A four year degree is a pretty expensive and time consuming way of sorting for skills like basic critical thinking, the ability to follow directions, the ability to function in a large organization, and the responsibility to do what you have to do.

Not everyone enjoys or is cut out for many of the general education requirements required for a four year degree and many of them have little relevance to what they want to do. However, college for everyone has meant that the easiest way to pick out people with skills not so much related to the education, but the skills needed to succeed in college, is to hire people who graduated from college.

Better K-12 education and solid, respected post-high school vocational/technical/career focused education paths would provide more options to more people. Kids from the middle class and above go to college because that is the only socially acceptable option. Many of the might prefer to have skipped lots of things they weren't interested in and won't ever use if they could have. How many people just marking time do those of you who teach have to teach?

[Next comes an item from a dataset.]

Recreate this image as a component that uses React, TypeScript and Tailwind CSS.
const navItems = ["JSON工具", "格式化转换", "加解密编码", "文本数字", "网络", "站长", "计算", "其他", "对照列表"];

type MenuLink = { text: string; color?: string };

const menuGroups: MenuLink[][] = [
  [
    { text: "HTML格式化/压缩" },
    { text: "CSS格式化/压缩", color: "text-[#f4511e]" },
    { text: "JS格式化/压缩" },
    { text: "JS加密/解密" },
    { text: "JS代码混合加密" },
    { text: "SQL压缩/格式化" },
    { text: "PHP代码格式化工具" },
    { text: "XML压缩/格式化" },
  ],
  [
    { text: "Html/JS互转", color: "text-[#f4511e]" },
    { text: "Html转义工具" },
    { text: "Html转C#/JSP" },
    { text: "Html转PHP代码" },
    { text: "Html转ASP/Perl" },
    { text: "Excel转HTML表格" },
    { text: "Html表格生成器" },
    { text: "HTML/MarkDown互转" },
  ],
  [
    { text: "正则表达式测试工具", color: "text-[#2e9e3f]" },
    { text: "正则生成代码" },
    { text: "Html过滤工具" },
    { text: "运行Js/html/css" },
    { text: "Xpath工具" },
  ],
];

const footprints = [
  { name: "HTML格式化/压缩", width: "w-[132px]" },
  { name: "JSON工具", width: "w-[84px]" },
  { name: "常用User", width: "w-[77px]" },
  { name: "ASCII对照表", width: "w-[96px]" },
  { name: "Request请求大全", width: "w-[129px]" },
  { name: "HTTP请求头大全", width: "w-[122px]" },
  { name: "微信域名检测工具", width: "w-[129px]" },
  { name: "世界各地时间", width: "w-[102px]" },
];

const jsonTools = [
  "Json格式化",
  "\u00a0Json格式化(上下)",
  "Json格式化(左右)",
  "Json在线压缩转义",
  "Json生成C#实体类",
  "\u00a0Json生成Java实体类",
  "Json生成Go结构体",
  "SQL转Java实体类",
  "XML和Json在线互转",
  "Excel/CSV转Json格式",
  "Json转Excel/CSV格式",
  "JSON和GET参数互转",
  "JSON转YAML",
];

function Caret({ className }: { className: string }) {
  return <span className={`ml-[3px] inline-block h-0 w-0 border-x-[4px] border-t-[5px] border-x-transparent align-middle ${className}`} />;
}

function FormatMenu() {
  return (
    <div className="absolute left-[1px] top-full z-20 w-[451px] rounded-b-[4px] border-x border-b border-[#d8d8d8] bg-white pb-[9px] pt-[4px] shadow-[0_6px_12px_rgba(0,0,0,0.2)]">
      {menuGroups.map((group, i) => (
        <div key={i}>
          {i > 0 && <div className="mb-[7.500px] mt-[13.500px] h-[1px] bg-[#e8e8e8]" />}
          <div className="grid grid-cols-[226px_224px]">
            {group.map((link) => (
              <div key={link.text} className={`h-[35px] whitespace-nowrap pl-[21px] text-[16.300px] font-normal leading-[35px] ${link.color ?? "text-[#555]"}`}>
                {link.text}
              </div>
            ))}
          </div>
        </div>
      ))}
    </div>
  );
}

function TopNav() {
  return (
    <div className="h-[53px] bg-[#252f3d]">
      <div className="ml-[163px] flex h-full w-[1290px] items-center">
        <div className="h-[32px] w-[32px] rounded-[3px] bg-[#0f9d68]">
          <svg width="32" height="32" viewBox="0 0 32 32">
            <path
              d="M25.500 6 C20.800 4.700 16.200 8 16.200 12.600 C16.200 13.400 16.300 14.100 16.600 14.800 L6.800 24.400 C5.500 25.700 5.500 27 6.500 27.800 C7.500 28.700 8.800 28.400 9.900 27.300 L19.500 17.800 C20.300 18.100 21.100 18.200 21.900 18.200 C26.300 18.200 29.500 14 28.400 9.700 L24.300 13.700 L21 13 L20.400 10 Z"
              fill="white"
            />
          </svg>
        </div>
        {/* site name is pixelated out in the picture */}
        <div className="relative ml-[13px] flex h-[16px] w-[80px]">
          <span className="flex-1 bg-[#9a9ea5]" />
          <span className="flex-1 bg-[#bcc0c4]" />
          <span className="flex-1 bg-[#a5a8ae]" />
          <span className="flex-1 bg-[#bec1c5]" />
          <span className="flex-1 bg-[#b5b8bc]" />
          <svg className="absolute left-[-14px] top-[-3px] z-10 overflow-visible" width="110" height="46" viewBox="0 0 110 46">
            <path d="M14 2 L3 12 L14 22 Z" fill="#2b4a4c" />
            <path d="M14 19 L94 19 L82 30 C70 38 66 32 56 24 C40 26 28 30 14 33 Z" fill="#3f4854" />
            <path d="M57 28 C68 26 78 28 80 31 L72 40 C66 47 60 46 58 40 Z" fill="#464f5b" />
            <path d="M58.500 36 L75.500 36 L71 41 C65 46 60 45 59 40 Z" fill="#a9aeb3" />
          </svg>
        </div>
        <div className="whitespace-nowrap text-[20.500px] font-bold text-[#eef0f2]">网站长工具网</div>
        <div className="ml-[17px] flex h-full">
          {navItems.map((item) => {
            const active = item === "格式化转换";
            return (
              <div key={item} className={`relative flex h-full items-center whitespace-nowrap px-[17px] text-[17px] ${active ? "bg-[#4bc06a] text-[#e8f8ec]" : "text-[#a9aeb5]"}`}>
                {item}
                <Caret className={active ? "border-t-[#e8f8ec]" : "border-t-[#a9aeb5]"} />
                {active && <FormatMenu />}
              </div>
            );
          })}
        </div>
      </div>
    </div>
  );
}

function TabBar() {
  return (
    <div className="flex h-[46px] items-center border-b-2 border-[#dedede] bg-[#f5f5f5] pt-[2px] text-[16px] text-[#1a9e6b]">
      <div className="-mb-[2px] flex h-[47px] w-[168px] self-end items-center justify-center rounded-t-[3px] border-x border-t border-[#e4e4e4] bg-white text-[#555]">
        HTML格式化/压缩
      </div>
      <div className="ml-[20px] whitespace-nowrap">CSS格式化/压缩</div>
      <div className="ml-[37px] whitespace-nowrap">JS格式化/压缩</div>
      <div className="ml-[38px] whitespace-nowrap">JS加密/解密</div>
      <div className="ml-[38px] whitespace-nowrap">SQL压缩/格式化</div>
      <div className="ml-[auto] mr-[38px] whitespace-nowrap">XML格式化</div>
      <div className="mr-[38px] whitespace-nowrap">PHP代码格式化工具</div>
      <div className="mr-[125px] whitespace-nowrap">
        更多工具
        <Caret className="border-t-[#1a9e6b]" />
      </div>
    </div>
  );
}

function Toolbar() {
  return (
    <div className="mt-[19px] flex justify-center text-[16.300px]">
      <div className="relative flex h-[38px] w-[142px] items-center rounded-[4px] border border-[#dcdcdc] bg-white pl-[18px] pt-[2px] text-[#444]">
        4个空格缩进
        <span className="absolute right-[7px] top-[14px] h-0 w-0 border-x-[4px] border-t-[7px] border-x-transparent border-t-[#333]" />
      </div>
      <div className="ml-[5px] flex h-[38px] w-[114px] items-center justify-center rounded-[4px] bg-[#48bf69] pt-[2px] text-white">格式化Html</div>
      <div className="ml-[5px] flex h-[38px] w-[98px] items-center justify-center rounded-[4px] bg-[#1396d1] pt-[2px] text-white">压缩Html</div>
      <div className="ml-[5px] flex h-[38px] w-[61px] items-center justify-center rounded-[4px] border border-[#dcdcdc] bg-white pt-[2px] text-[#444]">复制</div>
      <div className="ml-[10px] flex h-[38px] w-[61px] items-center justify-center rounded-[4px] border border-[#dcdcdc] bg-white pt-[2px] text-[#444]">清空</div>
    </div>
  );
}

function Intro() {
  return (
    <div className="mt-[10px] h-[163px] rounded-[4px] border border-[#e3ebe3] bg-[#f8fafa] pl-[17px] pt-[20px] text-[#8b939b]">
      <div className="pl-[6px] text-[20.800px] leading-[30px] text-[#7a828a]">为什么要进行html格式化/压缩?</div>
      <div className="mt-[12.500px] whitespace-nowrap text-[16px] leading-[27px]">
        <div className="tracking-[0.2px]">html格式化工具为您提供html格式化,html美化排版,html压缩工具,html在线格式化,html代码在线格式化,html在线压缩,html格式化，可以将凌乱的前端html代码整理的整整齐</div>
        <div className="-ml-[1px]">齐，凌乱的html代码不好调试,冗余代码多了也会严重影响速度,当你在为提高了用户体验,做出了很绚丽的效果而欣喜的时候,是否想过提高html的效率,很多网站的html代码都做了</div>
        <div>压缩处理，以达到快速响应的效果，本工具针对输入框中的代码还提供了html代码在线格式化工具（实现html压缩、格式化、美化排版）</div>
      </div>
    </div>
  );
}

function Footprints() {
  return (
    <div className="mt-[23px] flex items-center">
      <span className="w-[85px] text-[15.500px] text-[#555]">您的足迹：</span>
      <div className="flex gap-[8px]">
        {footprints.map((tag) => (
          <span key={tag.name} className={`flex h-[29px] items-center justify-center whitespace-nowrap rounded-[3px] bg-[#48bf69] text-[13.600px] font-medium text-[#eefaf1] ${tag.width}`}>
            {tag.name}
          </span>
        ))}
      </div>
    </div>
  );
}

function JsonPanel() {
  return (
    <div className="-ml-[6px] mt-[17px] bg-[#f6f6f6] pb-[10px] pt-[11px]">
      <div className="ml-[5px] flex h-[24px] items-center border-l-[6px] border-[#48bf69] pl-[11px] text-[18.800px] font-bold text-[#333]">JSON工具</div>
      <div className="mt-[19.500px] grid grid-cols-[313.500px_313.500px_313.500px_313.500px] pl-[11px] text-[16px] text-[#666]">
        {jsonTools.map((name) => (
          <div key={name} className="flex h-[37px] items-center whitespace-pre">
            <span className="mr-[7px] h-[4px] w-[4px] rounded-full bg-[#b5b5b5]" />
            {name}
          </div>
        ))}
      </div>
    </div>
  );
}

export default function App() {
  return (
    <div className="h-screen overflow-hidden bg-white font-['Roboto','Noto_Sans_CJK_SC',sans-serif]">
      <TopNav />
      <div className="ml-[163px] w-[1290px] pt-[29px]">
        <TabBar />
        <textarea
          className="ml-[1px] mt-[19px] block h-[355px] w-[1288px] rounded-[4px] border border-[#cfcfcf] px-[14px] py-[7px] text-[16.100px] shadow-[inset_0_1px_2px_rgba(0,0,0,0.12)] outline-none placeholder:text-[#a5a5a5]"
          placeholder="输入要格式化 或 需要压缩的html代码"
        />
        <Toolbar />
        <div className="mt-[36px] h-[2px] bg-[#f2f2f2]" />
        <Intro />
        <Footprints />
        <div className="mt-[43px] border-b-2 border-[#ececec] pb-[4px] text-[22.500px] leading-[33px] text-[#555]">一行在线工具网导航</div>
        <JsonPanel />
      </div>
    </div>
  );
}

That's not to say that I don't support making sure that everyone who wants to has the option to go to college. I have a BA in political science from a top ten liberal arts college. I loved it. It was an incredible, life enriching experience that everyone who wants to should have the chance to get. I probably value the things I don't use in my work life more than the stuff in my major. For instance, I'm a policy analyst who reads a physics blog. :-)

We've made college the only choice on the road to a middle class or higher life without an especially good reason.

A four year degree is a pretty expensive and time consuming way of sorting for skills like basic critical thinking, the ability to follow directions, the ability to function in a large organization, and the responsibility to do what you have to do.

This used to be the function of high school.

It's a measure of how badly some high schools have failed that nobody considers a high school diploma an actual measure of those skills, even considering how many people never finish high school.